## Collected material:
****************************************

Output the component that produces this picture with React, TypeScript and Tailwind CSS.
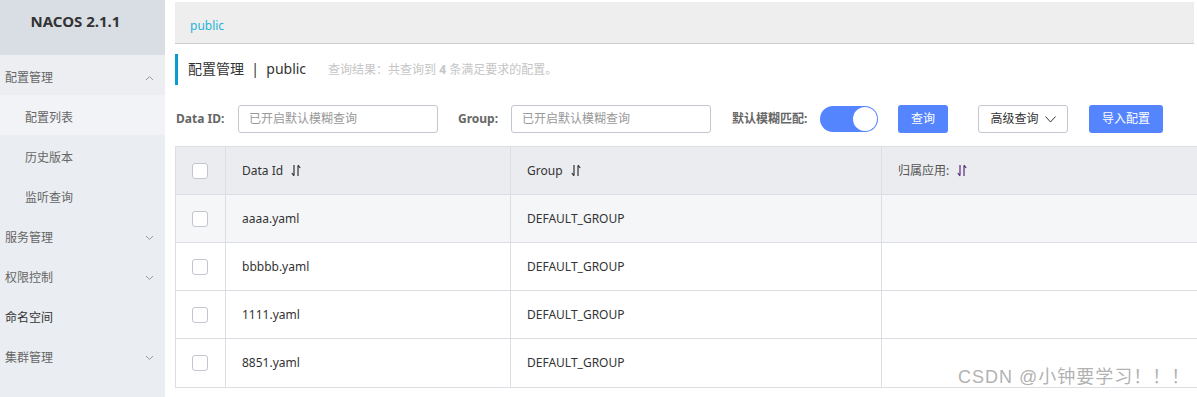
import React from 'react';

const menu = [
  { label: '配置管理', chevron: 'up', sub: false },
  { label: '配置列表', sub: true, active: true },
  { label: '历史版本', sub: true },
  { label: '监听查询', sub: true },
  { label: '服务管理', chevron: 'down', sub: false },
  { label: '权限控制', chevron: 'down', sub: false },
  { label: '命名空间', sub: false, dark: true },
  { label: '集群管理', chevron: 'down', sub: false },
];

const rows = [
  { id: 'aaaa.yaml', group: 'DEFAULT_GROUP', hover: true },
  { id: 'bbbbb.yaml', group: 'DEFAULT_GROUP' },
  { id: '1111.yaml', group: 'DEFAULT_GROUP' },
  { id: '8851.yaml', group: 'DEFAULT_GROUP' },
];

const Chevron = ({ dir }: { dir: 'up' | 'down' }) => (
  <svg width="9" height="6" viewBox="0 0 9 6" className="text-[#999]">
    <path
      d={dir === 'up' ? 'M1 5 L4.5 1.5 L8 5' : 'M1 1 L4.5 4.5 L8 1'}
      fill="none"
      stroke="currentColor"
      strokeWidth="1"
    />
  </svg>
);

const SortIcon = ({ color = '#333' }: { color?: string }) => (
  <svg width="10" height="13" viewBox="0 0 10 13" className="ml-2">
    <path d="M3 1 V11.5 M0.8 9 L3 11.8" fill="none" stroke={color} strokeWidth="1.2" />
    <path d="M7 12 V1.5 M7 1.2 L9.2 4" fill="none" stroke={color} strokeWidth="1.2" />
  </svg>
);

const Checkbox = () => (
  <div className="h-4 w-4 rounded-[3px] border border-[#c4c6cf] bg-white" />
);

const App = () => {
  return (
    <div className="relative flex h-[397px] w-[1197px] overflow-hidden bg-white font-['Noto_Sans','Noto_Sans_CJK_SC',sans-serif] text-xs">
      {/* 사이드바 */}
      <div className="flex w-[165px] shrink-0 flex-col bg-[#eaedf1]">
        <div className="flex h-[55px] shrink-0 justify-center bg-[#d9dde4] pr-[14px] pt-[11px] text-[15px] font-bold text-[#333]">
          NACOS 2.1.1
        </div>
        {menu.map((m) => (
          <div
            key={m.label}
            className={`flex h-10 shrink-0 items-center justify-between pr-[11px] pt-[6px] ${
              m.sub ? 'pl-[25px]' : 'pl-[5px]'
            } ${m.active ? 'bg-[#f2f3f7]' : m.label === '配置管理' ? 'bg-[#eceef2]' : ''} ${
              m.dark ? 'text-[#333]' : 'text-[#666]'
            }`}
          >
            <span className="text-[12px]">{m.label}</span>
            {m.chevron && <Chevron dir={m.chevron as 'up' | 'down'} />}
          </div>
        ))}
      </div>

      {/* 메인 */}
      <div className="flex min-w-0 flex-1 flex-col pl-[10px] pt-[2px]">
        <div className="flex h-[42px] w-[1019px] shrink-0 items-center border-b border-[#cccccc] bg-[#eeeeee] pl-[15px] pt-[6px] text-[12px] text-[#1fb4d8]">
          public
        </div>

        <div className="mt-[10px] flex h-[31px] items-center border-l-[3px] border-[#0a9bd2] pl-[10px]">
          <span className="text-[14px] text-[#333]">配置管理&nbsp;&nbsp;|&nbsp;&nbsp;public</span>
          <span className="ml-[22px] text-[12px] text-[#c5c5c5]">
            查询结果：共查询到 <b className="font-bold">4</b> 条满足要求的配置。
          </span>
        </div>

        {/* 검색 영역 */}
        <div className="mt-[20px] flex h-[28px] items-center">
          <span className="ml-[1px] w-[62px] text-[12px] font-bold text-[#666]">Data ID:</span>
          <div className="flex h-[28px] w-[200px] items-center rounded-[3px] border border-[#c4c6cf] pl-[10px] text-[12px] text-[#999]">
            已开启默认模糊查询
          </div>
          <span className="ml-[20px] w-[53px] text-[12px] font-bold text-[#666]">Group:</span>
          <div className="flex h-[28px] w-[200px] items-center rounded-[3px] border border-[#c4c6cf] pl-[10px] text-[12px] text-[#999]">
            已开启默认模糊查询
          </div>
          <span className="ml-[21px] w-[88px] text-[12px] font-bold text-[#666]">默认模糊匹配:</span>
          <div className="flex h-[26px] w-[58px] items-center justify-end rounded-full bg-[#5584ff] pr-[1px]">
            <div className="h-[24px] w-[24px] rounded-full bg-white" />
          </div>
          <button className="ml-[20px] flex h-[28px] w-[50px] items-center justify-center rounded-[3px] bg-[#5584ff] text-[12px] text-white">
            查询
          </button>
          <button className="ml-[30px] flex h-[28px] w-[90px] items-center justify-center gap-x-[6px] rounded-[3px] border border-[#c4c6cf] bg-white text-[12px] text-[#333]">
            高级查询
            <svg width="11" height="7" viewBox="0 0 11 7">
              <path d="M0.5 0.5 L5.5 6 L10.5 0.5" fill="none" stroke="#333" strokeWidth="1" />
            </svg>
          </button>
          <button className="ml-[21px] flex h-[28px] w-[74px] items-center justify-center rounded-[3px] bg-[#5584ff] text-[12px] text-white">
            导入配置
          </button>
        </div>

        {/* 테이블 */}
        <div className="mt-[13px] w-[1030px] border border-[#dcdee3] text-[12px] text-[#333]">
          <div className="flex h-[48px] border-b border-[#dcdee3] bg-[#ebecf0]">
            <div className="flex w-[50px] items-center border-r border-[#dcdee3] pl-[16px]">
              <Checkbox />
            </div>
            <div className="flex w-[285px] items-center border-r border-[#dcdee3] pl-[16px]">
              Data Id <SortIcon />
            </div>
            <div className="flex w-[371px] items-center border-r border-[#dcdee3] pl-[16px]">
              Group <SortIcon />
            </div>
            <div className="flex flex-1 items-center pl-[16px] text-[#555]">
              归属应用: <SortIcon color="#5b2a7a" />
            </div>
          </div>
          {rows.map((r, i) => (
            <div
              key={r.id}
              className={`flex h-[48px] ${i < rows.length - 1 ? 'border-b border-[#dcdee3]' : ''} ${
                r.hover ? 'bg-[#f5f6f8]' : 'bg-white'
              }`}
            >
              <div className="flex w-[50px] items-center border-r border-[#dcdee3] pl-[16px]">
                <Checkbox />
              </div>
              <div className="flex w-[285px] items-center border-r border-[#dcdee3] pl-[16px]">{r.id}</div>
              <div className="flex w-[371px] items-center border-r border-[#dcdee3] pl-[16px]">{r.group}</div>
              <div className="flex-1" />
            </div>
          ))}
        </div>
      </div>

      {/* 워터마크 */}
      <div className="absolute left-[958px] top-[365px] whitespace-nowrap font-['Liberation_Sans','Noto_Sans_CJK_SC',sans-serif] text-[18px] tracking-[1px] text-[#a8a8a8]/90">
        CSDN @小钟要学习！！！
      </div>
    </div>
  );
};

export default App;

****************************************

Retype the whole listing exactly and leave the pictures out.

Output the component that produces this picture with React, TypeScript and Tailwind CSS.
import React from 'react';

const menu = [
  { label: '配置管理', chevron: 'up', sub: false },
  { label: '配置列表', sub: true, active: true },
  { label: '历史版本', sub: true },
  { label: '监听查询', sub: true },
  { label: '服务管理', chevron: 'down', sub: false },
  { label: '权限控制', chevron: 'down', sub: false },
  { label: '命名空间', sub: false, dark: true },
  { label: '集群管理', chevron: 'down', sub: false },
];

const rows = [
  { id: 'aaaa.yaml', group: 'DEFAULT_GROUP', hover: true },
  { id: 'bbbbb.yaml', group: 'DEFAULT_GROUP' },
  { id: '1111.yaml', group: 'DEFAULT_GROUP' },
  { id: '8851.yaml', group: 'DEFAULT_GROUP' },
];

const Chevron = ({ dir }: { dir: 'up' | 'down' }) => (
  <svg width="9" height="6" viewBox="0 0 9 6" className="text-[#999]">
    <path
      d={dir === 'up' ? 'M1 5 L4.5 1.5 L8 5' : 'M1 1 L4.5 4.5 L8 1'}
      fill="none"
      stroke="currentColor"
      strokeWidth="1"
    />
  </svg>
);

const SortIcon = ({ color = '#333' }: { color?: string }) => (
  <svg width="10" height="13" viewBox="0 0 10 13" className="ml-2">
    <path d="M3 1 V11.5 M0.8 9 L3 11.8" fill="none" stroke={color} strokeWidth="1.2" />
    <path d="M7 12 V1.5 M7 1.2 L9.2 4" fill="none" stroke={color} strokeWidth="1.2" />
  </svg>
);

const Checkbox = () => (
  <div className="h-4 w-4 rounded-[3px] border border-[#c4c6cf] bg-white" />
);

const App = () => {
  return (
    <div className="relative flex h-[397px] w-[1197px] overflow-hidden bg-white font-['Noto_Sans','Noto_Sans_CJK_SC',sans-serif] text-xs">
      {/* 사이드바 */}
      <div className="flex w-[165px] shrink-0 flex-col bg-[#eaedf1]">
        <div className="flex h-[55px] shrink-0 justify-center bg-[#d9dde4] pr-[14px] pt-[11px] text-[15px] font-bold text-[#333]">
          NACOS 2.1.1
        </div>
        {menu.map((m) => (
          <div
            key={m.label}
            className={`flex h-10 shrink-0 items-center justify-between pr-[11px] pt-[6px] ${
              m.sub ? 'pl-[25px]' : 'pl-[5px]'
            } ${m.active ? 'bg-[#f2f3f7]' : m.label === '配置管理' ? 'bg-[#eceef2]' : ''} ${
              m.dark ? 'text-[#333]' : 'text-[#666]'
            }`}
          >
            <span className="text-[12px]">{m.label}</span>
            {m.chevron && <Chevron dir={m.chevron as 'up' | 'down'} />}
          </div>
        ))}
      </div>

      {/* 메인 */}
      <div className="flex min-w-0 flex-1 flex-col pl-[10px] pt-[2px]">
        <div className="flex h-[42px] w-[1019px] shrink-0 items-center border-b border-[#cccccc] bg-[#eeeeee] pl-[15px] pt-[6px] text-[12px] text-[#1fb4d8]">
          public
        </div>

        <div className="mt-[10px] flex h-[31px] items-center border-l-[3px] border-[#0a9bd2] pl-[10px]">
          <span className="text-[14px] text-[#333]">配置管理&nbsp;&nbsp;|&nbsp;&nbsp;public</span>
          <span className="ml-[22px] text-[12px] text-[#c5c5c5]">
            查询结果：共查询到 <b className="font-bold">4</b> 条满足要求的配置。
          </span>
        </div>

        {/* 검색 영역 */}
        <div className="mt-[20px] flex h-[28px] items-center">
          <span className="ml-[1px] w-[62px] text-[12px] font-bold text-[#666]">Data ID:</span>
          <div className="flex h-[28px] w-[200px] items-center rounded-[3px] border border-[#c4c6cf] pl-[10px] text-[12px] text-[#999]">
            已开启默认模糊查询
          </div>
          <span className="ml-[20px] w-[53px] text-[12px] font-bold text-[#666]">Group:</span>
          <div className="flex h-[28px] w-[200px] items-center rounded-[3px] border border-[#c4c6cf] pl-[10px] text-[12px] text-[#999]">
            已开启默认模糊查询
          </div>
          <span className="ml-[21px] w-[88px] text-[12px] font-bold text-[#666]">默认模糊匹配:</span>
          <div className="flex h-[26px] w-[58px] items-center justify-end rounded-full bg-[#5584ff] pr-[1px]">
            <div className="h-[24px] w-[24px] rounded-full bg-white" />
          </div>
          <button className="ml-[20px] flex h-[28px] w-[50px] items-center justify-center rounded-[3px] bg-[#5584ff] text-[12px] text-white">
            查询
          </button>
          <button className="ml-[30px] flex h-[28px] w-[90px] items-center justify-center gap-x-[6px] rounded-[3px] border border-[#c4c6cf] bg-white text-[12px] text-[#333]">
            高级查询
            <svg width="11" height="7" viewBox="0 0 11 7">
              <path d="M0.5 0.5 L5.5 6 L10.5 0.5" fill="none" stroke="#333" strokeWidth="1" />
            </svg>
          </button>
          <button className="ml-[21px] flex h-[28px] w-[74px] items-center justify-center rounded-[3px] bg-[#5584ff] text-[12px] text-white">
            导入配置
          </button>
        </div>

        {/* 테이블 */}
        <div className="mt-[13px] w-[1030px] border border-[#dcdee3] text-[12px] text-[#333]">
          <div className="flex h-[48px] border-b border-[#dcdee3] bg-[#ebecf0]">
            <div className="flex w-[50px] items-center border-r border-[#dcdee3] pl-[16px]">
              <Checkbox />
            </div>
            <div className="flex w-[285px] items-center border-r border-[#dcdee3] pl-[16px]">
              Data Id <SortIcon />
            </div>
            <div className="flex w-[371px] items-center border-r border-[#dcdee3] pl-[16px]">
              Group <SortIcon />
            </div>
            <div className="flex flex-1 items-center pl-[16px] text-[#555]">
              归属应用: <SortIcon color="#5b2a7a" />
            </div>
          </div>
          {rows.map((r, i) => (
            <div
              key={r.id}
              className={`flex h-[48px] ${i < rows.length - 1 ? 'border-b border-[#dcdee3]' : ''} ${
                r.hover ? 'bg-[#f5f6f8]' : 'bg-white'
              }`}
            >
              <div className="flex w-[50px] items-center border-r border-[#dcdee3] pl-[16px]">
                <Checkbox />
              </div>
              <div className="flex w-[285px] items-center border-r border-[#dcdee3] pl-[16px]">{r.id}</div>
              <div className="flex w-[371px] items-center border-r border-[#dcdee3] pl-[16px]">{r.group}</div>
              <div className="flex-1" />
            </div>
          ))}
        </div>
      </div>

      {/* 워터마크 */}
      <div className="absolute left-[958px] top-[365px] whitespace-nowrap font-['Liberation_Sans','Noto_Sans_CJK_SC',sans-serif] text-[18px] tracking-[1px] text-[#a8a8a8]/90">
        CSDN @小钟要学习！！！
      </div>
    </div>
  );
};

export default App;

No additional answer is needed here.